But one season? Really?

For one season, no one can play down to the Bucs.

This is pertinent, of course, because of Cleveland's dedication to going winless. The Browns, a problem of dysfunction from above, certainly look capable. And the Lions were bad enough for the history books. If you consider the money that Detroit had, the draft picks it wasted, the free agent periods it failed in, heck, you can argue that the feat of going winless in 2008 was grander than it was in '76.

But if you're talking bad, you're talking Bucs, who are only four wins better than that expansion team in 2017. They were worse than the '82 Colts, who went 0-8-1. They were worse than the '60 Cowboys, who went 0-11-1. Worse than the '44 Brooklyn Tigers, who went 0-10-0 in a day when they didn't televise embarrassment. They were worse than the '43 Cards-Steelers (0-8), and the '43 Chicago Cardinals (0-10), and the '42 Lions (0-11). Worse than the '34 Cincinnati Reds (0-8), the '25 Columbus Tigers (0-9) or the '22 Columbus Panhandlers (0-8).

In the grand scheme of things, going winless isn't really that rare in the NFL.

But losing like the Bucs lost? That's rare.They were the worst there ever was.

Heck, blame the league if you want. Around 1976, the league looked down its nose on new teams. It didn't believe an expansion team should be very good, and it made darned sure that it wasn't going to happen. Teams had to expose only their five bottom players to the expansion draft.

It saddled the Bucs with worn out players who had proven they had no right to draw a paycheck for their services. There was no free agency. There was just pain. There was just a coach with an idea that executing his offense was a grand idea.

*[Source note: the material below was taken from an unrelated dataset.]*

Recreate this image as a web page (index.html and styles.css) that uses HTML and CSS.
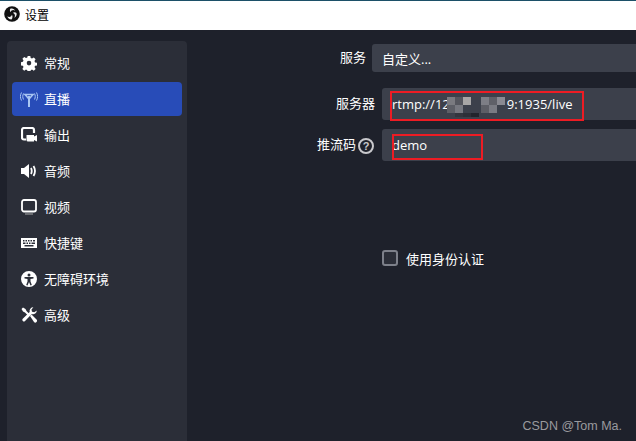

I remember asking Rich McKay, son of John, the first coach, when the Lions went winless in 2008. "They'd kick our butts," McKay said. And they would.

Think of it like this. Neither the '08 Lions or the '17 Browns were shut out a single time. Not once. The Bucs? The Bucs were shut out five times in 14 games. They didn't need to buy lights for the scoreboard.

Rushing? Kevin Smith had 976 yards for the Lions in 2008. Isaiah Crowell has 716 for the Browns. The Bucs were led by Louis Carter with 571.

Close tames? The Browns have lost five times by a touchdown or less. The Lions lost four times by a touchdown or less. The Bucs came within a touchdown just twice.

Points? The Bucs scored only 15 touchdowns in 14 games. The Browns have 23 so far. The Lions finished with 29.

Stars? The Bucs had Hall of Famer Lee Roy Selmon. It was his rookie year, however, and he started only six games ... at defensive tackle. The Lions had Calvin Johnson. Until losing him to injury, the Browns had tackle Joe Thomas.

Quarterbacks? Well, using the term loosely, you can call them quarterbacks. Rookie DeShone Kizer is 0-12 for the Lions, and Dan Orlovsky was 0-7 for the Lions. But both had ratings higher than Steve Spurrier, who went 0-12 for the Bucs and never played again. Orlovsky had a rating of 72.6. Kizer is at 51.2. Spurrier was at 57.1.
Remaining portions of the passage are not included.